We also conclude that substantial evidence supports the BIA’s decision not to withhold Liu’s removal. Both the infrequency of the incidents and the relative safety of his family still living in Indonesia support the finding that persecution is not a clear probability upon his return. Further, the State Department Reports in the record do not compel the conclusion that Liu -will more likely than not suffer persecution or torture if removed, because, inter alia, they indicate a decrease in attacks against ethnic Chinese. See Lie v. Ashcroft, 396 F.3d 530, 536-38 (3d Cir.2005) (substantial evidence supported findings that harms to an ethnic Chinese citizen of Indonesia were not so severe as to constitute persecution, and that pattern or practice of persecution did not exist).

Liu’s brief does not provide any separate analysis of his CAT claim. Based on our review of the record, however, substantial evidence supports the BIA’s determination that Liu has not shown he is more likely than not to be tortured upon his return to Indonesia. See Lukwago v. Ashcroft, 329 F.3d 157, 182-83 (3d Cir. 2003). Liu, therefore, cannot obtain CAT relief.

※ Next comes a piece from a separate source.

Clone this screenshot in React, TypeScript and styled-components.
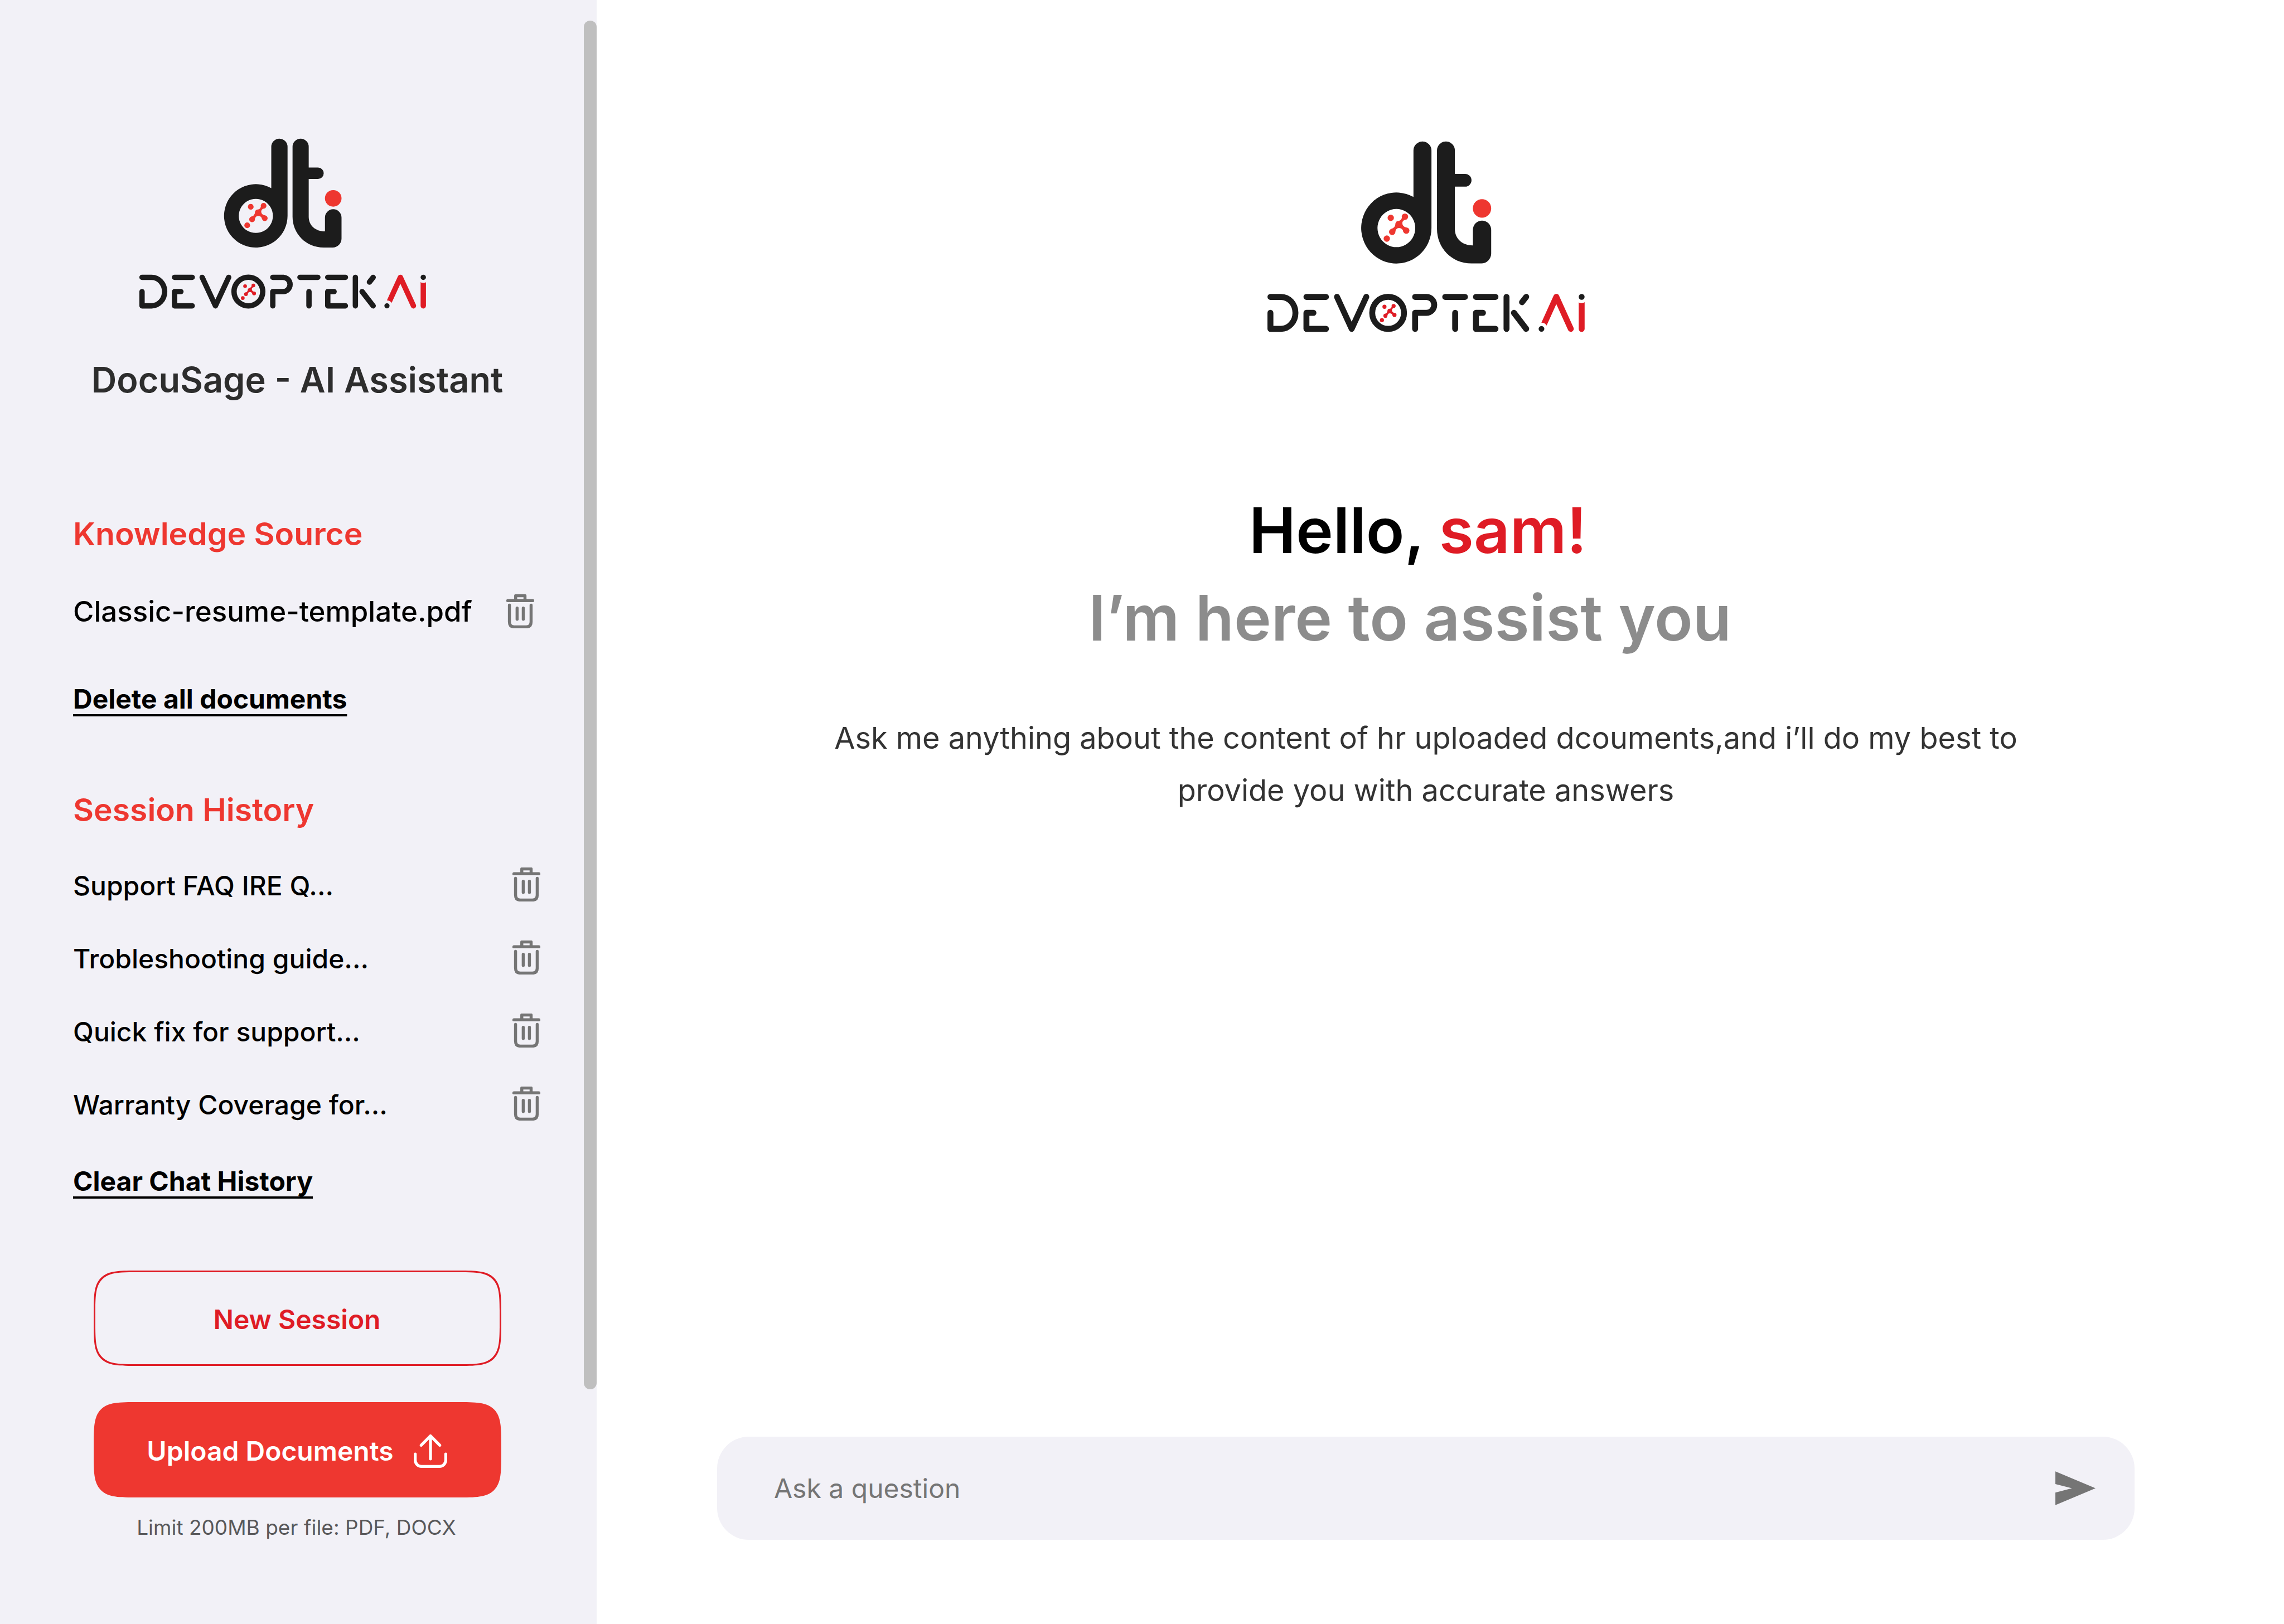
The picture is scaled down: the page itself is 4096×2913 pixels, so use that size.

Accordingly, we will deny Liu’s petition for review. 
      
      . We note that the IJ made an adverse credibility finding regarding inconsistencies between Liu’s testimony before the IJ and the affidavit Liu supplied in support of his petition. These inconsistencies, decided the IJ, went to the heart of Liu’s asylum claim and thus formed the basis of the adverse credibility finding. The BIA held that the IJ’s adverse credibility finding was supported by the record. As discussed below, however, Liu’s claims fail regardless of the credibility afforded his testimony.